Gallery: Gravers Lane Gallery, Philadelphia, PA, US (click the gallery name to link to the website)
Contact: Kate Crankshaw (click the gallerist’s name for email)
Artist: Seth Michael Carlson
Retail price: US$15,290
Seth Michael Carlson’s jewelry and sculpture career began in his father’s stained-glass studio, where he fashioned jewelry and art pieces from scraps of discarded glass and began to experiment with metalsmithing. It is very important to Carlson that each piece be handcrafted using ethically sourced gold, silver, and gemstones. Every piece of jewelry is a celebration of the natural world, and he believes that the materials he chooses should reflect the value of life that he seeks to convey. He visualizes each piece being passed from one generation to the next. With a focus on environmental preservation, each piece is a snapshot in time meant to bring awareness and appreciation to the lesser-known species that surround our world.
Gallery: Galerie Door, Marienheide, Netherlands (click the gallery name to link to the website)
Contact: Doreen Timmers (click the gallerist’s name for email)
Artist: Ildikó Dánfalvi
Retail price: Each €995
Confetti—A Celebration of Life is the title of Ildikó Dánfalvi’s current exhibition at Galerie Door. This extraordinary artist, who lives and works in Budapest, Hungary, uses an exceptionally wide range of materials, techniques, and forms. In her wearable artworks, you can read stories about past and present, about tradition and individuality, about beauty and protection. With these brooches from the Jungle Series, Dánfalvi offers us protective amulets, her love of nature, and childhood memories in the appearance of soft fantasy creatures made of hand-sewn and decorated textiles—a feast for the eye and an ode to imagination.
Gallery: Platina, Stockholm, Sweden (click the gallery name to link to the website)
Contact: Sofia Björkman (click the gallerist’s name for email)
Artist: Hanna Liljenberg
Retail price: US$500
With a background as a painter, Hanna Liljenberg uses paper or blank metal sheets as a starting point for her artwork. As a jeweler, she folds the material—which demands attention—into voluminous ornamentation that adorns the body. The fragile sharpness necessitates adaptation to what you are wearing, thereby emphasizing the importance of being present. Her new body of work, with the title Flora Curiosa, is even more curious and mysterious. She portrays nature in complex form, as it should be and as art can describe it.

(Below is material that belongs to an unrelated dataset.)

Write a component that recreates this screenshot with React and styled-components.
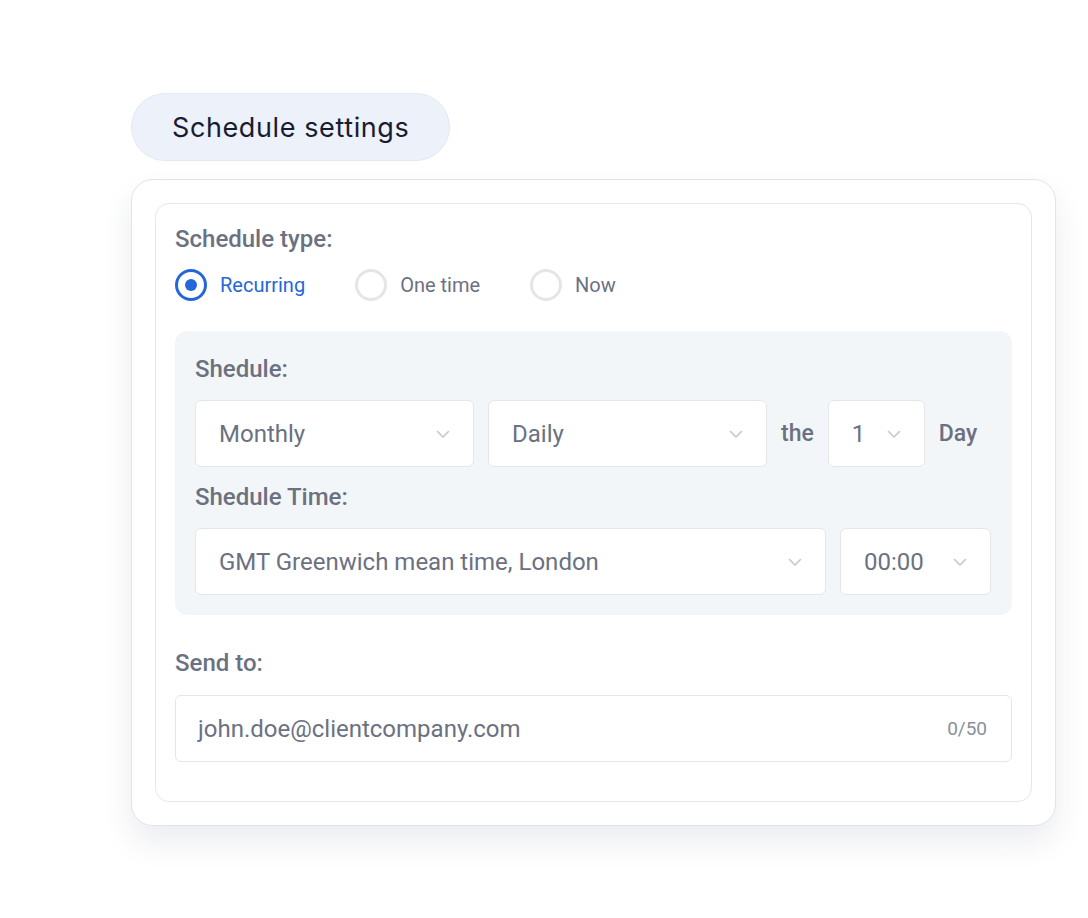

Gallery: Fingers Gallery, Auckland, New Zealand
Contact: Lisa Higgins (click the name for email)
Artist: Peter McKay
Retail price: Each NZ$780–$900
Peter McKay is one of New Zealand’s best-known and best-loved jewelry artists. He began his career as an apprentice to Kobi Bosshard, on Banks Peninsula in the late 1960s, training in the techniques and aesthetics of European goldsmithing. Armed with those early skills, McKay’s interest turned to European Modernism and medieval and Renaissance art before developing the strong and very distinctive New Zealand voice which imbues his work today. McKay is a storytelling jeweler, with one eye focused on the artistic heritage of Europe and the other trained on the mythic potential of his local landscape. His work was the subject of a 2007 book by Damian Skinner, Metaphysical Heart, Jewellery by Peter McKay.

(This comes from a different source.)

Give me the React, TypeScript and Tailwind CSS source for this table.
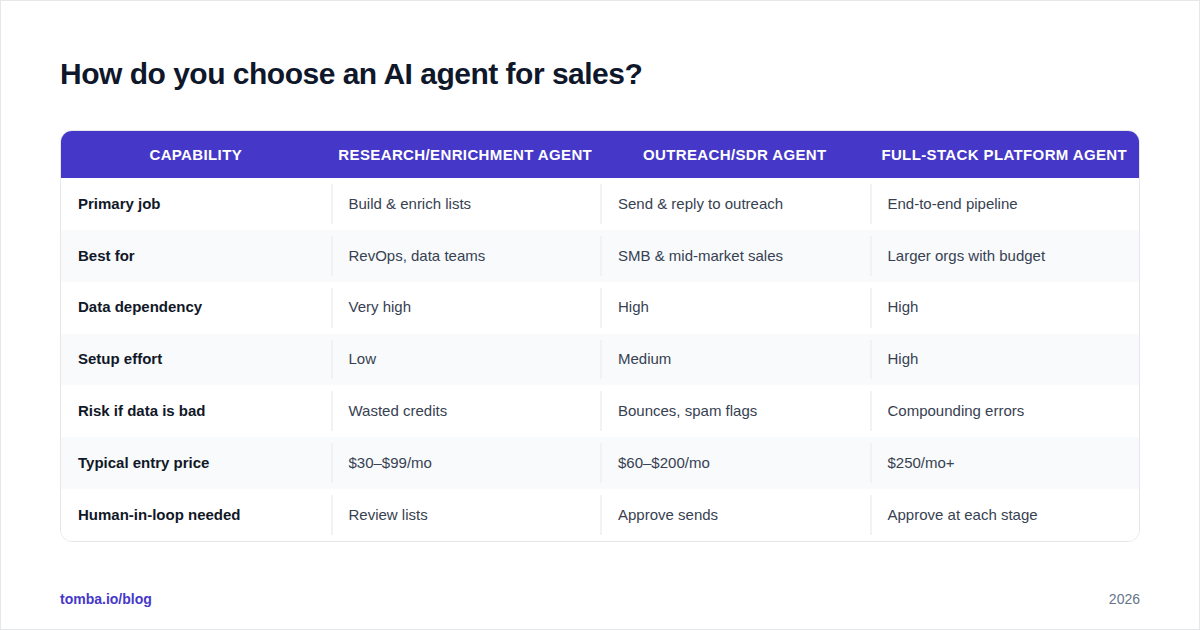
const headers = [
  "Capability",
  "Research/Enrichment Agent",
  "Outreach/SDR Agent",
  "Full-Stack Platform Agent",
];

const rows = [
  ["Primary job", "Build & enrich lists", "Send & reply to outreach", "End-to-end pipeline"],
  ["Best for", "RevOps, data teams", "SMB & mid-market sales", "Larger orgs with budget"],
  ["Data dependency", "Very high", "High", "High"],
  ["Setup effort", "Low", "Medium", "High"],
  ["Risk if data is bad", "Wasted credits", "Bounces, spam flags", "Compounding errors"],
  ["Typical entry price", "$30–$99/mo", "$60–$200/mo", "$250/mo+"],
  ["Human-in-loop needed", "Review lists", "Approve sends", "Approve at each stage"],
];

const App = () => {
  return (
    <div
      className="w-[1200px] h-[630px] bg-white border border-[#e5e7eb] flex flex-col px-[59px] pt-[55px] pb-[19px]"
      style={{ fontFamily: '"Liberation Sans", Arial, sans-serif' }}
    >
      <h1 className="text-[30px] leading-[36px] font-bold text-[#0f172a] tracking-[-0.5px]">
        How do you choose an AI agent for sales?
      </h1>

      <div className="mt-[38px] rounded-xl border border-[#e5e7eb] overflow-hidden">
        <div className="flex h-[47px] pt-[2px] bg-[#4538c9] text-white">
          {headers.map((h) => (
            <div
              key={h}
              className="w-1/4 flex items-center justify-center text-[15px] font-bold uppercase tracking-[0.025em]"
            >
              {h}
            </div>
          ))}
        </div>
        {rows.map((row, i) => (
          <div
            key={row[0]}
            className={`flex h-[51.85px] py-[6px] ${i % 2 === 1 ? "bg-[#f8fafc]" : "bg-white"}`}
          >
            {row.map((cell, j) => (
              <div
                key={j}
                className={`w-1/4 flex items-center text-[15px] ${
                  j === 0
                    ? "px-[17px] font-bold text-[#111827]"
                    : "pl-[16px] pr-[17px] border-l-2 border-[#f1f2f4] text-[#374151]"
                }`}
              >
                {cell}
              </div>
            ))}
          </div>
        ))}
      </div>

      <div className="mt-auto flex items-center justify-between text-[14px]">
        <span className="font-bold text-[#4538c9]">tomba.io/blog</span>
        <span className="text-[#64748b]">2026</span>
      </div>
    </div>
  );
};

export default App;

Gallery: Galeria Tereza Seabra, Lisbon, Portugal (click the gallery name to link to the website)
Contact: Tereza Seabra (click the gallerist’s name for email)
Artist: Svenja John
Retail price: €520, plus shipping
“I respond sensitively to my surrounding world and its changes,” states Svenja John. “I extended my formal alphabet…” Since 1994, the artist has worked with Makrofol® polycarbonate and computer-aided cutting techniques to produce individual parts for her creations. After manually re-working and coloring, the parts are transformed into complex, geometric pieces of jewelry. It’s a combination of high-tech and handcraftsmanship accomplished in a playful, natural manner, with computer designs and designs created using paper and pencil; additive production methods alongside paintbox and paintbrush; and the precision of industrial water-jet technology coupled with the precise use of hand files. This wonderful bracelet was part of John’s solo show, Tensor, on view at Galeria Tereza Seabra until May 17, 2024.
Gallery: Mahnaz Collection, New York, New York, US (click the gallery name to link to the website)

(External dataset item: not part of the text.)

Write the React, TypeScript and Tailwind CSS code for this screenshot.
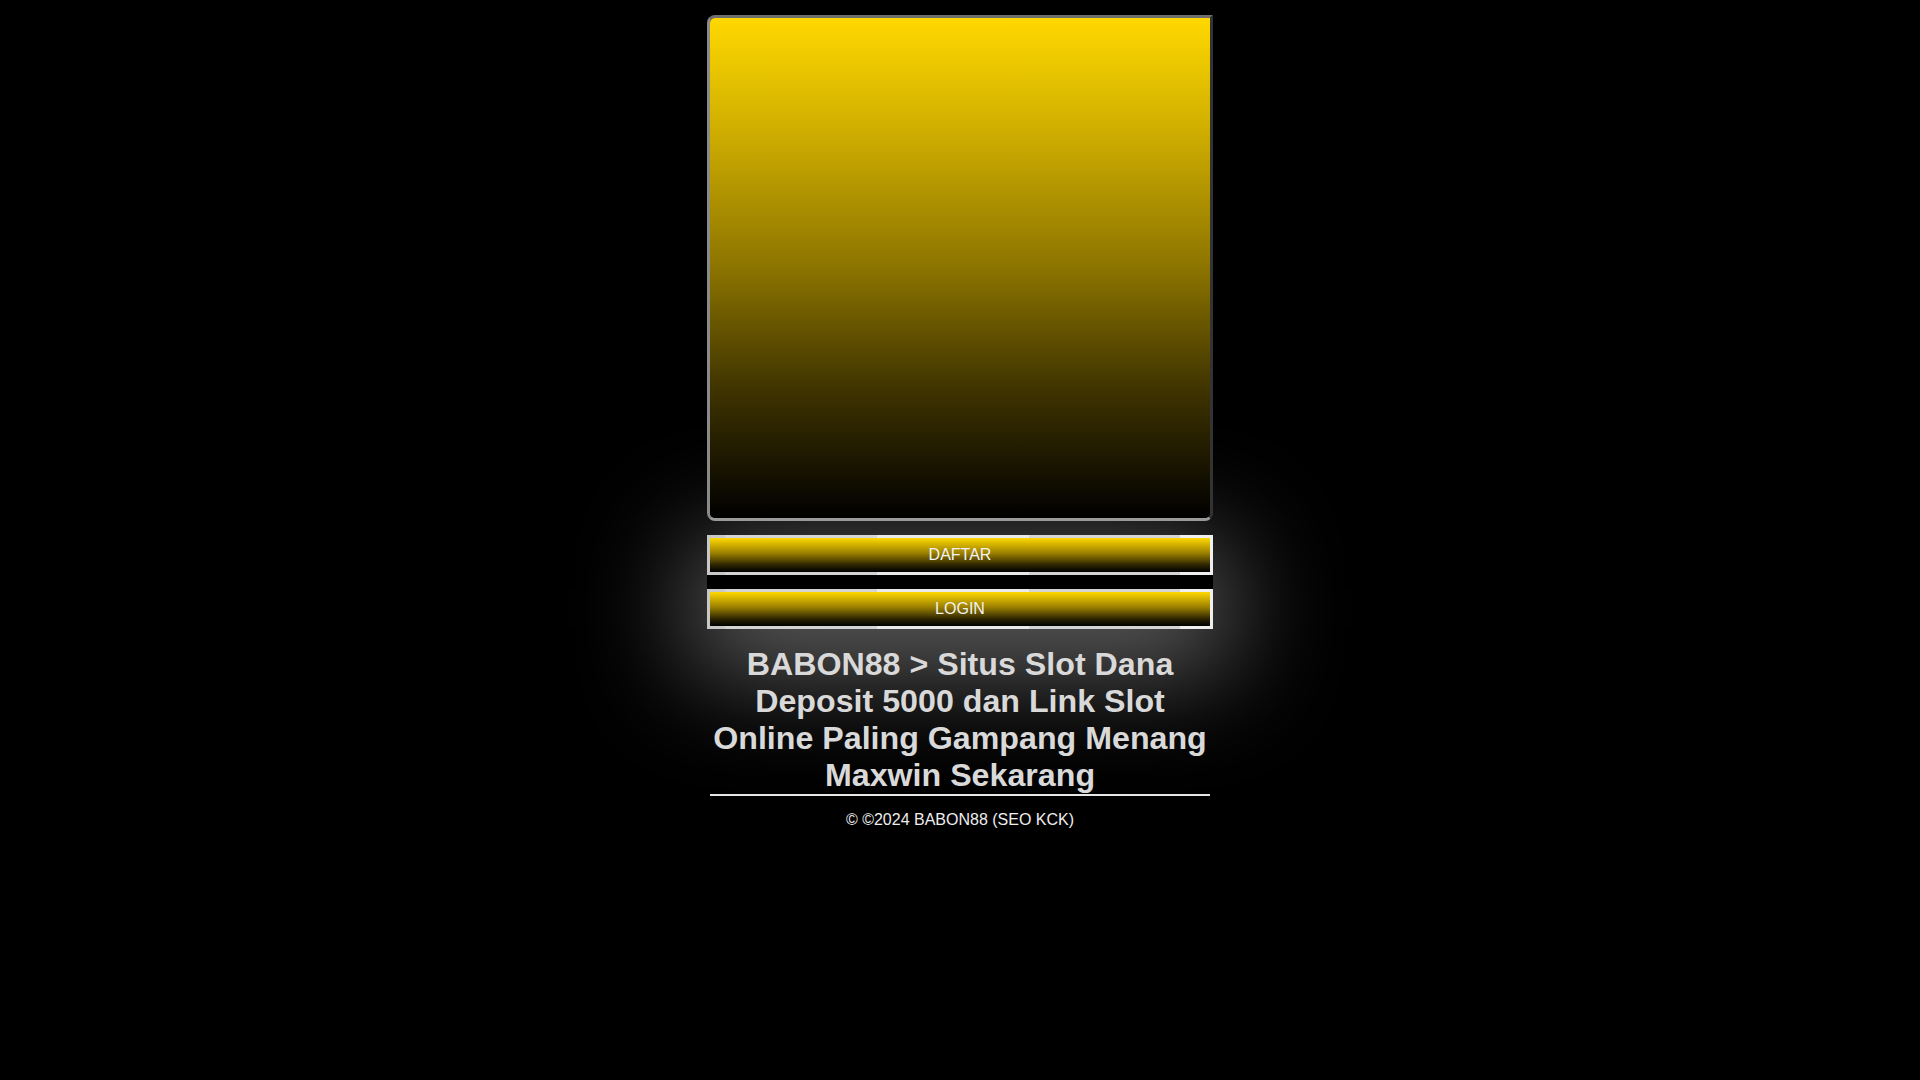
import React from "react";

export default function App() {
  return (
    <div className="min-h-screen w-full bg-black font-['Liberation_Sans',Arial,sans-serif] text-[#eee]">
      <div className="mx-auto flex w-[506px] flex-col pt-[15px]">
        <div className="relative z-10 h-[506px] w-[506px] rounded-[8px] rounded-tr-none border-[3px] border-t-[#6e6e6e] border-l-[#8a8a8a] border-b-[#9a9a9a] border-r-[#333] bg-black">
          <div className="h-full w-full rounded-[5px] rounded-tr-none bg-[linear-gradient(to_bottom,#ffd800_0%,#c9a900_25%,#8c7400_50%,#3d3200_75%,#000_100%)]" />
        </div>

        <div className="mt-[14px] flex flex-col gap-[14px] shadow-[0_25px_110px_18px_rgba(255,255,255,0.38)]">
          {["DAFTAR", "LOGIN"].map((t) => (
            <a
              key={t}
              href="#"
              className="block h-[40px] bg-[linear-gradient(to_right,#c8c8c8_0px,#c8c8c8_18px,#d4d4d4_18px,#d4d4d4_170px,#e9e9e9_170px,#e9e9e9_322px,#d4d4d4_322px,#d4d4d4_473px,#efefef_473px)] p-[3px]"
            >
              <span className="flex h-[34px] w-full items-center justify-center bg-[linear-gradient(to_bottom,#ffd800_0%,#9a7f00_45%,#2a2200_80%,#000_100%)] text-[16px] text-[#f2f2f2]">
                {t}
              </span>
            </a>
          ))}
        </div>

        <div className="relative z-10 mx-[3px] mt-[17px]">
          <h1 className="border-b-2 border-[#e6e6e6] text-center text-[32.2px] font-bold leading-[37px] text-[#d9d9d9]">
            BABON88 &gt; Situs Slot Dana Deposit 5000 dan Link Slot Online Paling Gampang Menang Maxwin Sekarang
          </h1>
          <p className="mt-[15px] text-center text-[16px] leading-[18px] text-[#eee]">
            © ©2024 BABON88 (SEO KCK)
          </p>
        </div>
      </div>
    </div>
  );
}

Contact: Adrienn Banyai (click the name for email)
Artist: Arline Fisch
Retail price: US$3,750
Arline Fisch is one of the leading studio jewelers of the 20th century. Her ability to weave, knit, braid, and crochet, initially by hand, gold and silver wire to create patterns and textures has altered the field and influenced generations of makers both through her teaching and writing. Fisch has used these techniques to create objects for the body as well as a sculptural installation that have filled entire rooms. Fisch’s interest in textiles comes from her studies of Egyptian and Pre-Columbian art and jewelry. This parallelogram brooch, from 1988, is made of woven, flattened 18-karat gold wire. It is lightweight and flexible, with a “springy” woven ribbon topped with sugilite.